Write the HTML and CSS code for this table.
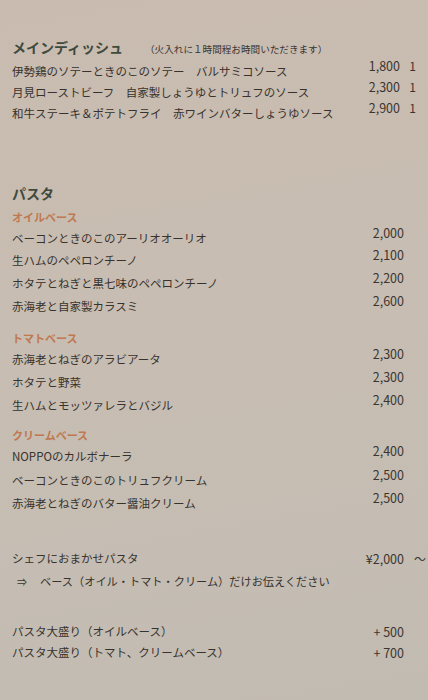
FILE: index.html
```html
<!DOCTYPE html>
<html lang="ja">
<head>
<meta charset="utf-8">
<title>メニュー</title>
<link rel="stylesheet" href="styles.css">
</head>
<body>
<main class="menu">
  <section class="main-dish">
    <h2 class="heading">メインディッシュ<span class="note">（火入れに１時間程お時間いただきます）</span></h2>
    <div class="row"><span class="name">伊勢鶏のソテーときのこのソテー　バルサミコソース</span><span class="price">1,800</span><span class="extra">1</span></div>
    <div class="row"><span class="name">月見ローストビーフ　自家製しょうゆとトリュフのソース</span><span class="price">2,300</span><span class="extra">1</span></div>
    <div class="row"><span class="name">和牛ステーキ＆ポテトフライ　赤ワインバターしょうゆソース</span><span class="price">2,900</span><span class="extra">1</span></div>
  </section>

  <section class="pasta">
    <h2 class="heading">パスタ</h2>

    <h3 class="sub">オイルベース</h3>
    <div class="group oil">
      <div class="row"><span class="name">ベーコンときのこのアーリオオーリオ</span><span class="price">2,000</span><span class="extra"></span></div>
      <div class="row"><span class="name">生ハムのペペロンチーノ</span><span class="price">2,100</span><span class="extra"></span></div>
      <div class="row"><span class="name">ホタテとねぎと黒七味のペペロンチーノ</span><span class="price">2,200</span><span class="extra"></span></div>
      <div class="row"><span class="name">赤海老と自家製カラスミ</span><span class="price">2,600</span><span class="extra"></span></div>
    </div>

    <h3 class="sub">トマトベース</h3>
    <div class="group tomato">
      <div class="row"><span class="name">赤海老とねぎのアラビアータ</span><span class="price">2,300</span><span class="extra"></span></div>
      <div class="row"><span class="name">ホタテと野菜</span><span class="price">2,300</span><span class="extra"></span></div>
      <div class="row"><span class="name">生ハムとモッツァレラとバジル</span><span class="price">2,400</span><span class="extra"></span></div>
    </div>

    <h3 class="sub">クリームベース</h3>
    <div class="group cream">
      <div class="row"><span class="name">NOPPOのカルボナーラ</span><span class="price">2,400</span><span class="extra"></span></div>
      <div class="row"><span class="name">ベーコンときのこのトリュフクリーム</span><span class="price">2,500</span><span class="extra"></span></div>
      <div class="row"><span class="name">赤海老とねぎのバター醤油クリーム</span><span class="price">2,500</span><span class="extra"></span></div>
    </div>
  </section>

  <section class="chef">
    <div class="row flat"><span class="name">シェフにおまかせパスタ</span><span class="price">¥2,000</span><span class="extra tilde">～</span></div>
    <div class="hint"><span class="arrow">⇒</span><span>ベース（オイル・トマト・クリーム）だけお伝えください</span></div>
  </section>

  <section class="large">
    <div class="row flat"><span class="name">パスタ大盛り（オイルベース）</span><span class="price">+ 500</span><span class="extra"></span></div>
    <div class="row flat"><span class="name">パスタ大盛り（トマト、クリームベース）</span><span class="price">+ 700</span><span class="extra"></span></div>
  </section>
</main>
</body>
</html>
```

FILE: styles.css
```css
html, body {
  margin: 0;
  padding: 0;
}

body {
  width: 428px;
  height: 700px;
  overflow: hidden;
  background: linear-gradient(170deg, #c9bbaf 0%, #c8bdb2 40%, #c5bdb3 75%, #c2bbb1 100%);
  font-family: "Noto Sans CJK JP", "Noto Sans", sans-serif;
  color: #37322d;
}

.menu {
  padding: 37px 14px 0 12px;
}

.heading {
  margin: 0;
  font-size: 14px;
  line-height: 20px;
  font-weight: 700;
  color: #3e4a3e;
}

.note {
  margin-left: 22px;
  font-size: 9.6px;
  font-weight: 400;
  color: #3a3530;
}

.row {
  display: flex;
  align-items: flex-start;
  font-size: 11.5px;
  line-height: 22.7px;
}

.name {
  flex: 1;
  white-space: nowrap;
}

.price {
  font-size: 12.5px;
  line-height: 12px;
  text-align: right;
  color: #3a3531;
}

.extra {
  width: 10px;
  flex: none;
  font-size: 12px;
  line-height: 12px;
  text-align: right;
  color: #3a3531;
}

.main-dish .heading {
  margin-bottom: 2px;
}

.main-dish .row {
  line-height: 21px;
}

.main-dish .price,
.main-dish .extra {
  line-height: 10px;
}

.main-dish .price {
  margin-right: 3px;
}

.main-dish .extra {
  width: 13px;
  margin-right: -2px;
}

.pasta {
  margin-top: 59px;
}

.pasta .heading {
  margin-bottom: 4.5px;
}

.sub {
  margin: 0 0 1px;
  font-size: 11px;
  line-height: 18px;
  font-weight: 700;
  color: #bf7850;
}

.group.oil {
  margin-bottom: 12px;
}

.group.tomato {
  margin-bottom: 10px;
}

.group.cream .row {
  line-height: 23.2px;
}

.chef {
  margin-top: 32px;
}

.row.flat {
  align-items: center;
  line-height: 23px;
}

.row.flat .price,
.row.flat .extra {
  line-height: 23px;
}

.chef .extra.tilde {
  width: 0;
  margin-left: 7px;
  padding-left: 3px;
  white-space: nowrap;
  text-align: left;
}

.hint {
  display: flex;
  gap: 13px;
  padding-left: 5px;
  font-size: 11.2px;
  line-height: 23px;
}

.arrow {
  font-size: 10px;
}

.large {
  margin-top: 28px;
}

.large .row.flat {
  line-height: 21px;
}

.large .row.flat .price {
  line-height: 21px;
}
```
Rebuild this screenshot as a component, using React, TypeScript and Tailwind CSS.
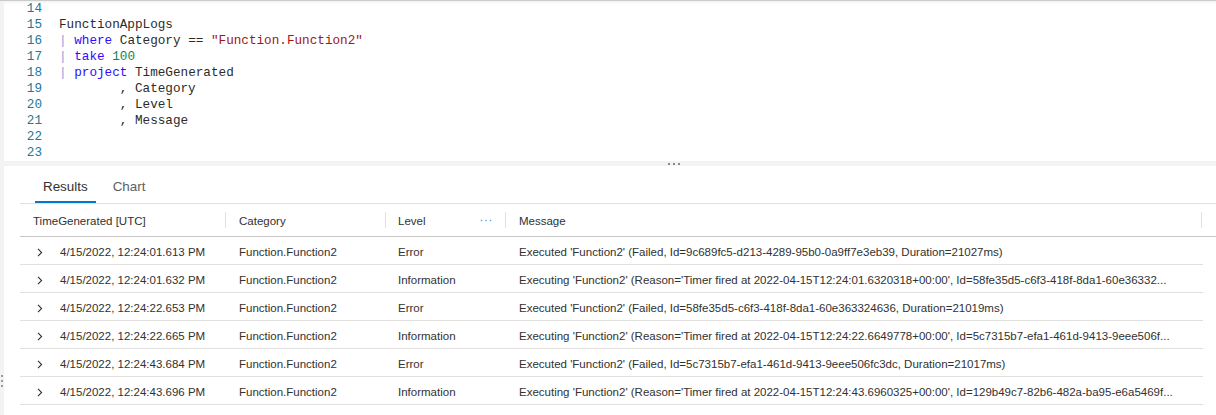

= = = = = = =

WHAT THE EXERCISE ASKS:
Every line should be retyped exactly, with the pictures omitted.

EXPECTED ANSWER:
Write the HTML and CSS code for this table.
FILE: index.html
```html
<!DOCTYPE html>
<html lang="ja">
<head>
<meta charset="utf-8">
<title>メニュー</title>
<link rel="stylesheet" href="styles.css">
</head>
<body>
<main class="menu">
  <section class="main-dish">
    <h2 class="heading">メインディッシュ<span class="note">（火入れに１時間程お時間いただきます）</span></h2>
    <div class="row"><span class="name">伊勢鶏のソテーときのこのソテー　バルサミコソース</span><span class="price">1,800</span><span class="extra">1</span></div>
    <div class="row"><span class="name">月見ローストビーフ　自家製しょうゆとトリュフのソース</span><span class="price">2,300</span><span class="extra">1</span></div>
    <div class="row"><span class="name">和牛ステーキ＆ポテトフライ　赤ワインバターしょうゆソース</span><span class="price">2,900</span><span class="extra">1</span></div>
  </section>

  <section class="pasta">
    <h2 class="heading">パスタ</h2>

    <h3 class="sub">オイルベース</h3>
    <div class="group oil">
      <div class="row"><span class="name">ベーコンときのこのアーリオオーリオ</span><span class="price">2,000</span><span class="extra"></span></div>
      <div class="row"><span class="name">生ハムのペペロンチーノ</span><span class="price">2,100</span><span class="extra"></span></div>
      <div class="row"><span class="name">ホタテとねぎと黒七味のペペロンチーノ</span><span class="price">2,200</span><span class="extra"></span></div>
      <div class="row"><span class="name">赤海老と自家製カラスミ</span><span class="price">2,600</span><span class="extra"></span></div>
    </div>

    <h3 class="sub">トマトベース</h3>
    <div class="group tomato">
      <div class="row"><span class="name">赤海老とねぎのアラビアータ</span><span class="price">2,300</span><span class="extra"></span></div>
      <div class="row"><span class="name">ホタテと野菜</span><span class="price">2,300</span><span class="extra"></span></div>
      <div class="row"><span class="name">生ハムとモッツァレラとバジル</span><span class="price">2,400</span><span class="extra"></span></div>
    </div>

    <h3 class="sub">クリームベース</h3>
    <div class="group cream">
      <div class="row"><span class="name">NOPPOのカルボナーラ</span><span class="price">2,400</span><span class="extra"></span></div>
      <div class="row"><span class="name">ベーコンときのこのトリュフクリーム</span><span class="price">2,500</span><span class="extra"></span></div>
      <div class="row"><span class="name">赤海老とねぎのバター醤油クリーム</span><span class="price">2,500</span><span class="extra"></span></div>
    </div>
  </section>

  <section class="chef">
    <div class="row flat"><span class="name">シェフにおまかせパスタ</span><span class="price">¥2,000</span><span class="extra tilde">～</span></div>
    <div class="hint"><span class="arrow">⇒</span><span>ベース（オイル・トマト・クリーム）だけお伝えください</span></div>
  </section>

  <section class="large">
    <div class="row flat"><span class="name">パスタ大盛り（オイルベース）</span><span class="price">+ 500</span><span class="extra"></span></div>
    <div class="row flat"><span class="name">パスタ大盛り（トマト、クリームベース）</span><span class="price">+ 700</span><span class="extra"></span></div>
  </section>
</main>
</body>
</html>
```

FILE: styles.css
```css
html, body {
  margin: 0;
  padding: 0;
}

body {
  width: 428px;
  height: 700px;
  overflow: hidden;
  background: linear-gradient(170deg, #c9bbaf 0%, #c8bdb2 40%, #c5bdb3 75%, #c2bbb1 100%);
  font-family: "Noto Sans CJK JP", "Noto Sans", sans-serif;
  color: #37322d;
}

.menu {
  padding: 37px 14px 0 12px;
}

.heading {
  margin: 0;
  font-size: 14px;
  line-height: 20px;
  font-weight: 700;
  color: #3e4a3e;
}

.note {
  margin-left: 22px;
  font-size: 9.6px;
  font-weight: 400;
  color: #3a3530;
}

.row {
  display: flex;
  align-items: flex-start;
  font-size: 11.5px;
  line-height: 22.7px;
}

.name {
  flex: 1;
  white-space: nowrap;
}

.price {
  font-size: 12.5px;
  line-height: 12px;
  text-align: right;
  color: #3a3531;
}

.extra {
  width: 10px;
  flex: none;
  font-size: 12px;
  line-height: 12px;
  text-align: right;
  color: #3a3531;
}

.main-dish .heading {
  margin-bottom: 2px;
}

.main-dish .row {
  line-height: 21px;
}

.main-dish .price,
.main-dish .extra {
  line-height: 10px;
}

.main-dish .price {
  margin-right: 3px;
}

.main-dish .extra {
  width: 13px;
  margin-right: -2px;
}

.pasta {
  margin-top: 59px;
}

.pasta .heading {
  margin-bottom: 4.5px;
}

.sub {
  margin: 0 0 1px;
  font-size: 11px;
  line-height: 18px;
  font-weight: 700;
  color: #bf7850;
}

.group.oil {
  margin-bottom: 12px;
}

.group.tomato {
  margin-bottom: 10px;
}

.group.cream .row {
  line-height: 23.2px;
}

.chef {
  margin-top: 32px;
}

.row.flat {
  align-items: center;
  line-height: 23px;
}

.row.flat .price,
.row.flat .extra {
  line-height: 23px;
}

.chef .extra.tilde {
  width: 0;
  margin-left: 7px;
  padding-left: 3px;
  white-space: nowrap;
  text-align: left;
}

.hint {
  display: flex;
  gap: 13px;
  padding-left: 5px;
  font-size: 11.2px;
  line-height: 23px;
}

.arrow {
  font-size: 10px;
}

.large {
  margin-top: 28px;
}

.large .row.flat {
  line-height: 21px;
}

.large .row.flat .price {
  line-height: 21px;
}
```
Rebuild this screenshot as a component, using React, TypeScript and Tailwind CSS.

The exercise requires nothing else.